A couple of years after adopting her, Savanah received a phone call, asking if she also wanted Renlee’s older sister, then 13, who Renlee hardly knew.

Cheyanne had been tossed around between relatives and acquaintances her whole life.

“She had been left at a Circle K gas station in Yukon, Oklahoma.” Savanah said the woman Cheyanne was living with no longer wanted her. “Cheyanne didn’t know I was coming, and I pull up, she was sitting outside and she looks at me. I roll down the window and she said, ‘What are you doing here?’ I said, ‘You want to live with me?’ She said, ‘You want me?’ And I said, ‘Yeah, girl.'”

Savanah then became a mom of two, after also adopting Cheyanne.

“People are like, ‘Oh, you saved them.’ No, no friends. They saved me, because having them made me want to be better,” Savanah said.

Cheyanne and Renlee became the first in their family to graduate high school. Renlee is now on track to getting a college nursing degree. She hopes to pour love over her patients, just like her mom did for her ten years earlier.

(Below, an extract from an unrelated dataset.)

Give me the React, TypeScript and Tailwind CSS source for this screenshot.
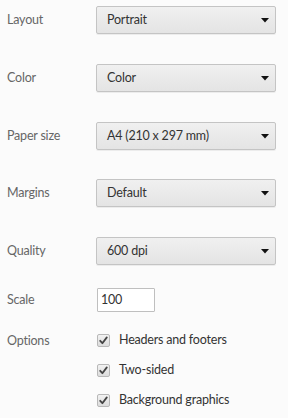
import React from "react";

const font = { fontFamily: '"Segoe UI", Lato, "Noto Sans", sans-serif' };

function Select({ value }: { value: string }) {
  return (
    <div className="flex h-[28px] w-[180px] items-center justify-between rounded-[2px] border border-[#c4c4c4] bg-gradient-to-b from-[#f0f0f0] to-[#e4e4e4] pl-[10px] pr-[5px] shadow-[0_1px_0_rgba(0,0,0,0.06)]">
      <span className="text-[12.5px] tracking-[-0.2px] text-[#333]">{value}</span>
      <svg width="10" height="6" viewBox="0 0 10 6">
        <polygon points="1,1 9,1 5,5.5" fill="#111" />
      </svg>
    </div>
  );
}

function Check({ label }: { label: string }) {
  return (
    <div className="flex h-[13px] items-center">
      <div className="flex h-[13px] w-[13px] items-center justify-center rounded-[2px] border border-[#b8b8b8] bg-gradient-to-b from-[#f2f2f2] to-[#dcdcdc]">
        <svg width="11" height="11" viewBox="0 0 11 11">
          <path d="M2.2 5.8 L4.4 8.2 L8.8 2.4" stroke="#444" strokeWidth="1.8" fill="none" strokeLinecap="round" strokeLinejoin="round" />
        </svg>
      </div>
      <span className="ml-[9px] text-[12.5px] tracking-[-0.2px] text-[#333]">{label}</span>
    </div>
  );
}

function Row({ label, value, mt }: { label: string; value: string; mt: string }) {
  return (
    <div className={`flex items-center ${mt}`}>
      <div className="w-[89px] text-[12.5px] tracking-[-0.2px] text-[#666]">{label}</div>
      <Select value={value} />
    </div>
  );
}

export default function App() {
  return (
    <div className="h-[418px] w-[288px] overflow-hidden bg-[#fbfbfb] pl-[7px] pt-[6px]" style={font}>
      <Row label="Layout" value="Portrait" mt="mt-0" />
      <Row label="Color" value="Color" mt="mt-[30px]" />
      <Row label="Paper size" value="A4 (210 x 297 mm)" mt="mt-[30px]" />
      <Row label="Margins" value="Default" mt="mt-[29px]" />
      <Row label="Quality" value="600 dpi" mt="mt-[30px]" />
      <div className="mt-[23px] flex items-center">
        <div className="w-[90px] text-[12.5px] tracking-[-0.2px] text-[#666]">Scale</div>
        <div className="flex h-[24px] w-[58px] items-center rounded-[1px] border border-[#bfbfbf] bg-white pl-[3px] text-[12.5px] tracking-[-0.2px] text-[#333]">
          100
        </div>
      </div>
      <div className="mt-[22px] flex">
        <div className="w-[90px] text-[12.5px] leading-[13px] tracking-[-0.2px] text-[#666]">Options</div>
        <div className="flex flex-col gap-[17px]">
          <Check label="Headers and footers" />
          <Check label="Two-sided" />
          <Check label="Background graphics" />
        </div>
      </div>
    </div>
  );
}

“Her finding me in a room, and now I’m going to be kind of working with people like that,” Renlee said.

And, to complete the circle, she wants to also transform another child’s life with adoption.

“Whether they’re clean, dirty, whatever. They deserve love too. I mean, they deserve to be happy and have a home and be safe and not have to worry about where they’re going to get their next meal,” she said.

Savanah replied, “The attachment and bond that you get that you’re choosing to love, and they’re choosing to love is so beautiful.”

Renlee’s older brother was taken in by another family. She hopes to someday reunite.

At this very moment, more than 390,000 children and teens across the country are in foster care, desperately hoping to find a permanent family.